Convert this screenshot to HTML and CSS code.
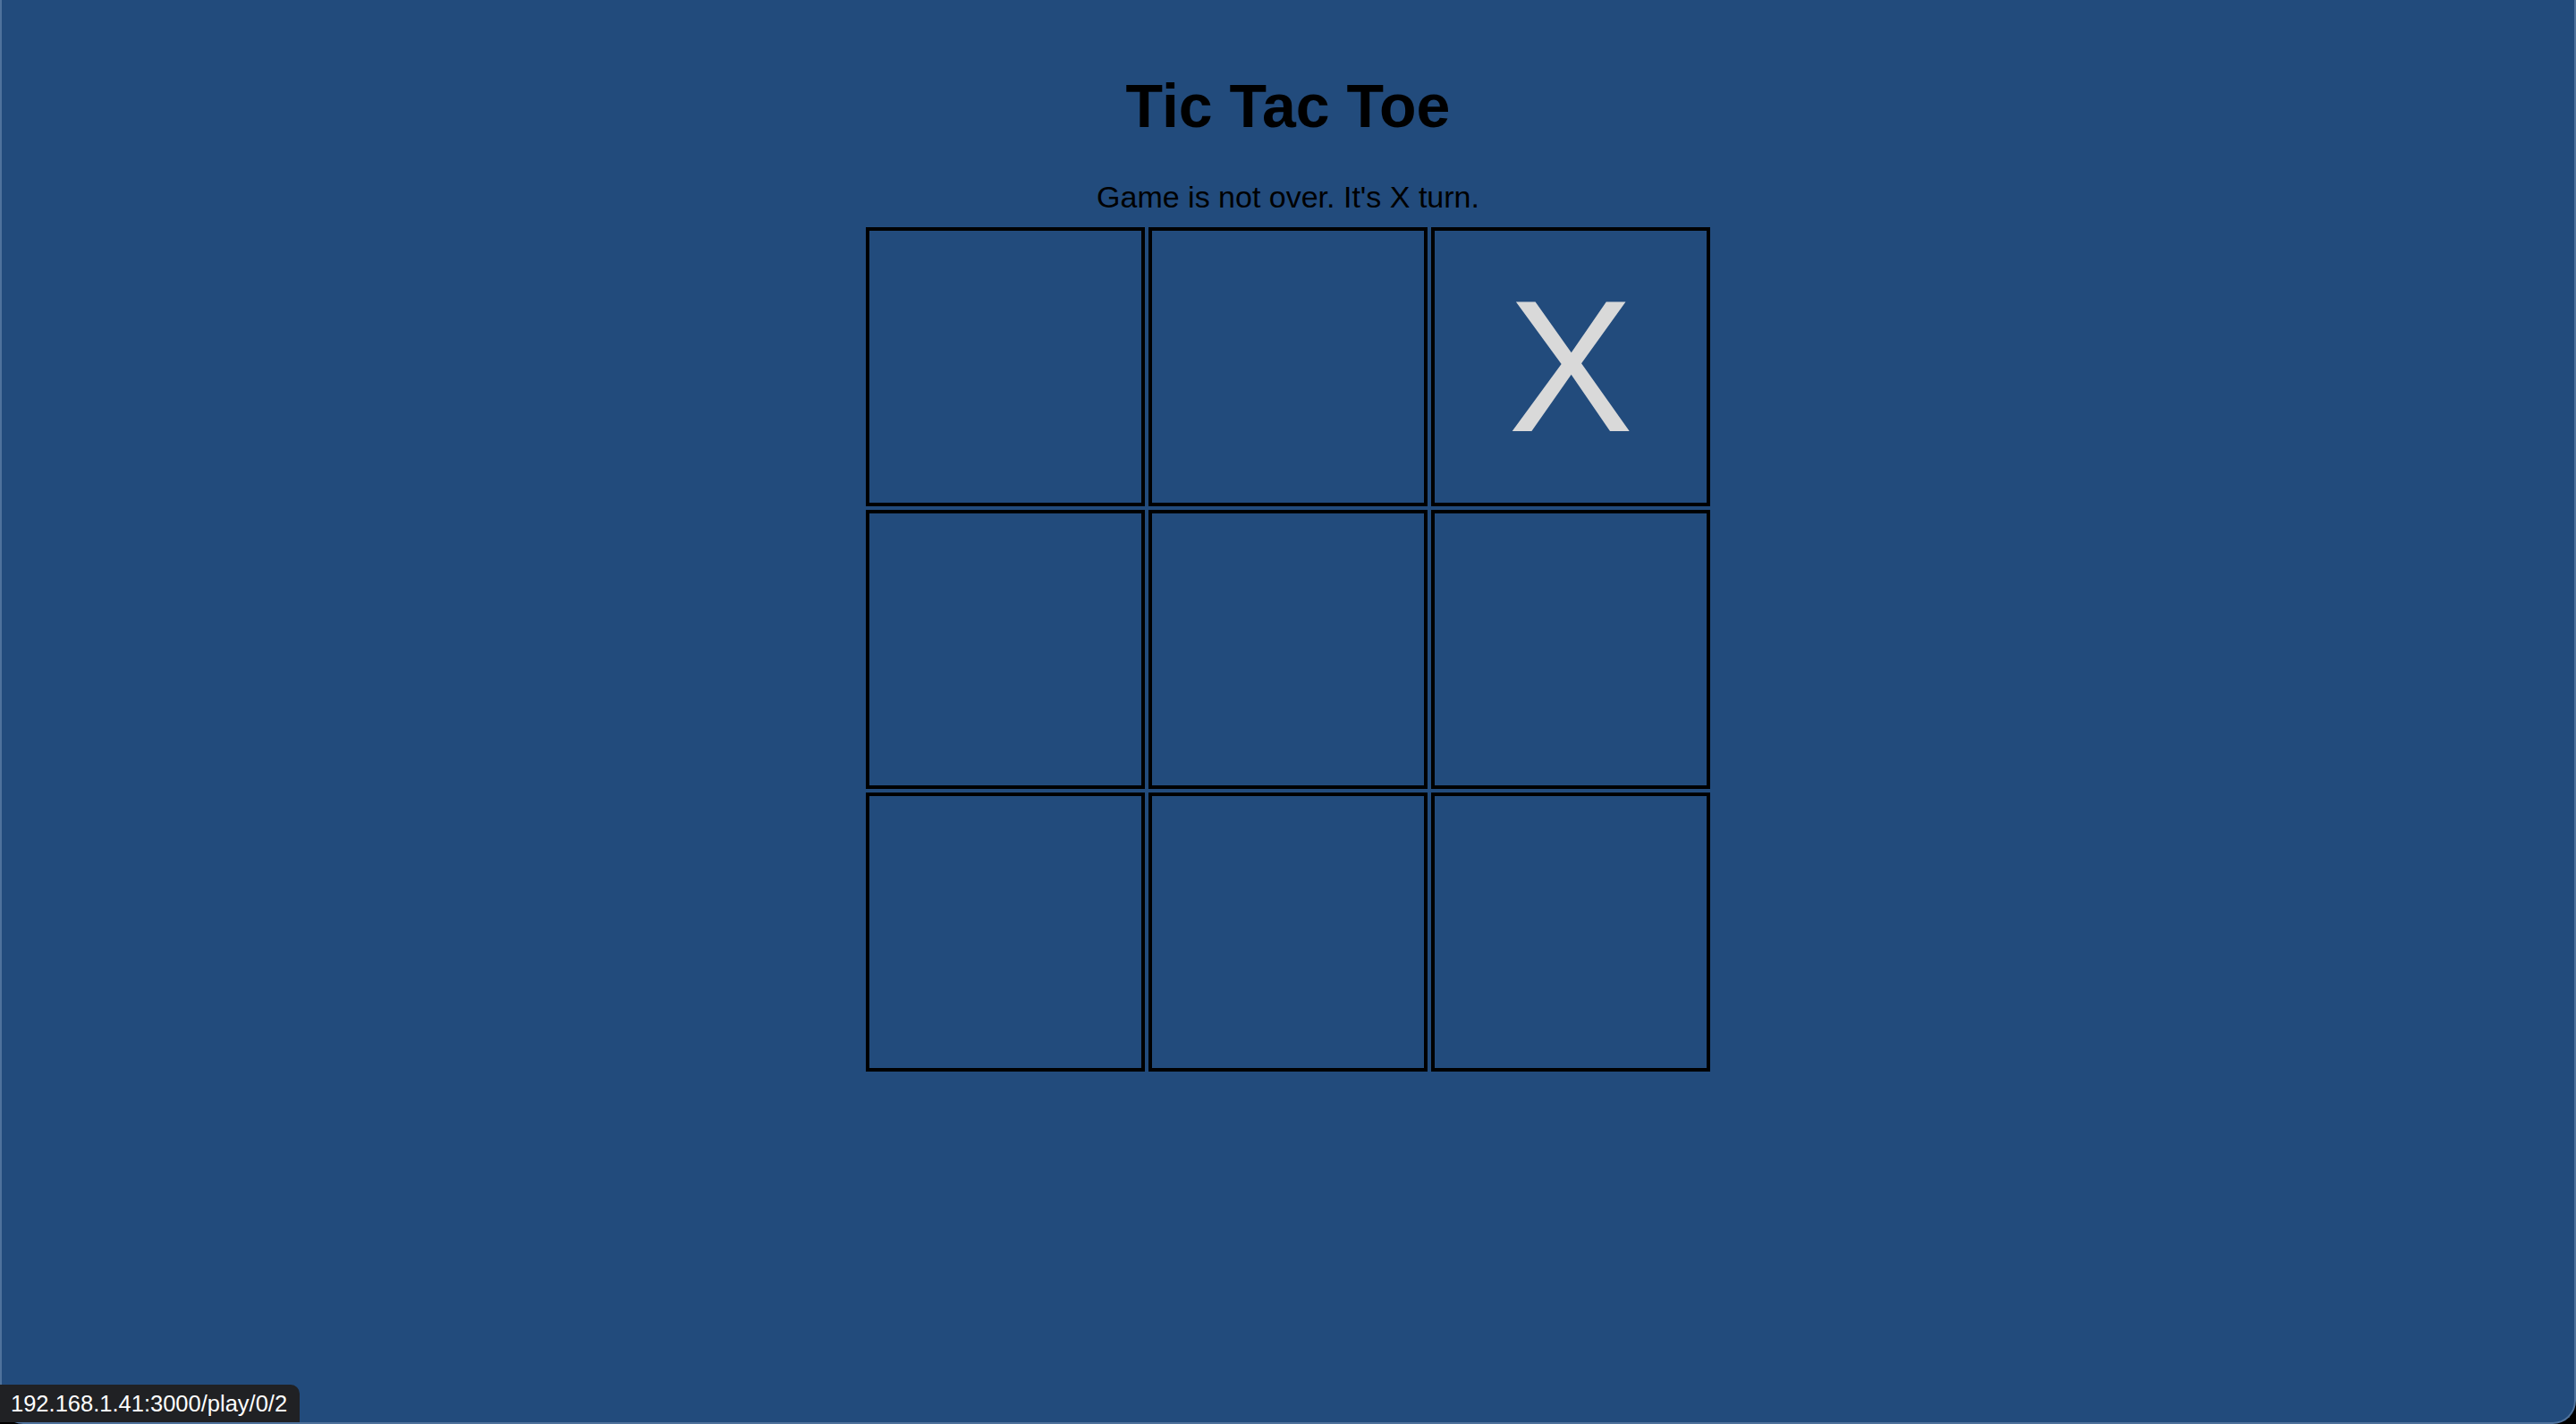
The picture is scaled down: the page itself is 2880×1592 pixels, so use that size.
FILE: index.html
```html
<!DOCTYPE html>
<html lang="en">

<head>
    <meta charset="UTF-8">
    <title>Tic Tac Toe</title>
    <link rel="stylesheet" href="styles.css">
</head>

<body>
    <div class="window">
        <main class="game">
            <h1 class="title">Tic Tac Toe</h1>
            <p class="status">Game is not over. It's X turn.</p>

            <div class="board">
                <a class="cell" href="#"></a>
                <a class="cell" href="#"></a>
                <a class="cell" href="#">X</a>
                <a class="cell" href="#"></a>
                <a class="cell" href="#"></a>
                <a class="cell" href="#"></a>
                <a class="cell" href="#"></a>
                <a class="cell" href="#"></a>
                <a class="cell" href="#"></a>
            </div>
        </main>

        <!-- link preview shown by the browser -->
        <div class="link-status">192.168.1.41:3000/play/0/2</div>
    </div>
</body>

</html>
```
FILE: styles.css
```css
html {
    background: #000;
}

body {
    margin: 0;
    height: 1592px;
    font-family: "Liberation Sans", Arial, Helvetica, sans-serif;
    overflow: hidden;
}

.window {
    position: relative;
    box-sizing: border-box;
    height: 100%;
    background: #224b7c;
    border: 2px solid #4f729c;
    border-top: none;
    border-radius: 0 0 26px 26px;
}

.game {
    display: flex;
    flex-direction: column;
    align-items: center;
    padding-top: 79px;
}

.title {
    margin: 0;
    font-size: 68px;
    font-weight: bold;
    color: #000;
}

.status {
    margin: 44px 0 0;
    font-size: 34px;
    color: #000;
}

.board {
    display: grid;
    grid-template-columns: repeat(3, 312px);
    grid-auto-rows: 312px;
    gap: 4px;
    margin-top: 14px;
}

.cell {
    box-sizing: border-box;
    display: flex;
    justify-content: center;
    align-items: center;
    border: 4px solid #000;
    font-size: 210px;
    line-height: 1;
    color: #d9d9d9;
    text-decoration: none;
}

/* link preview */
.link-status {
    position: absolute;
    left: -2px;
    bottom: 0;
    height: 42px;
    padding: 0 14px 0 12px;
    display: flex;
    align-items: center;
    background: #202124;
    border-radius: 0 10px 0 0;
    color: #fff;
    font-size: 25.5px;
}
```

*****

▶ **To do**: Write out again every line above exactly as given; the pictures do not belong in the copy.

▶ **Result of this exercise**:
Convert this screenshot to HTML and CSS code.
The picture is scaled down: the page itself is 2880×1592 pixels, so use that size.
FILE: index.html
```html
<!DOCTYPE html>
<html lang="en">

<head>
    <meta charset="UTF-8">
    <title>Tic Tac Toe</title>
    <link rel="stylesheet" href="styles.css">
</head>

<body>
    <div class="window">
        <main class="game">
            <h1 class="title">Tic Tac Toe</h1>
            <p class="status">Game is not over. It's X turn.</p>

            <div class="board">
                <a class="cell" href="#"></a>
                <a class="cell" href="#"></a>
                <a class="cell" href="#">X</a>
                <a class="cell" href="#"></a>
                <a class="cell" href="#"></a>
                <a class="cell" href="#"></a>
                <a class="cell" href="#"></a>
                <a class="cell" href="#"></a>
                <a class="cell" href="#"></a>
            </div>
        </main>

        <!-- link preview shown by the browser -->
        <div class="link-status">192.168.1.41:3000/play/0/2</div>
    </div>
</body>

</html>
```
FILE: styles.css
```css
html {
    background: #000;
}

body {
    margin: 0;
    height: 1592px;
    font-family: "Liberation Sans", Arial, Helvetica, sans-serif;
    overflow: hidden;
}

.window {
    position: relative;
    box-sizing: border-box;
    height: 100%;
    background: #224b7c;
    border: 2px solid #4f729c;
    border-top: none;
    border-radius: 0 0 26px 26px;
}

.game {
    display: flex;
    flex-direction: column;
    align-items: center;
    padding-top: 79px;
}

.title {
    margin: 0;
    font-size: 68px;
    font-weight: bold;
    color: #000;
}

.status {
    margin: 44px 0 0;
    font-size: 34px;
    color: #000;
}

.board {
    display: grid;
    grid-template-columns: repeat(3, 312px);
    grid-auto-rows: 312px;
    gap: 4px;
    margin-top: 14px;
}

.cell {
    box-sizing: border-box;
    display: flex;
    justify-content: center;
    align-items: center;
    border: 4px solid #000;
    font-size: 210px;
    line-height: 1;
    color: #d9d9d9;
    text-decoration: none;
}

/* link preview */
.link-status {
    position: absolute;
    left: -2px;
    bottom: 0;
    height: 42px;
    padding: 0 14px 0 12px;
    display: flex;
    align-items: center;
    background: #202124;
    border-radius: 0 10px 0 0;
    color: #fff;
    font-size: 25.5px;
}
```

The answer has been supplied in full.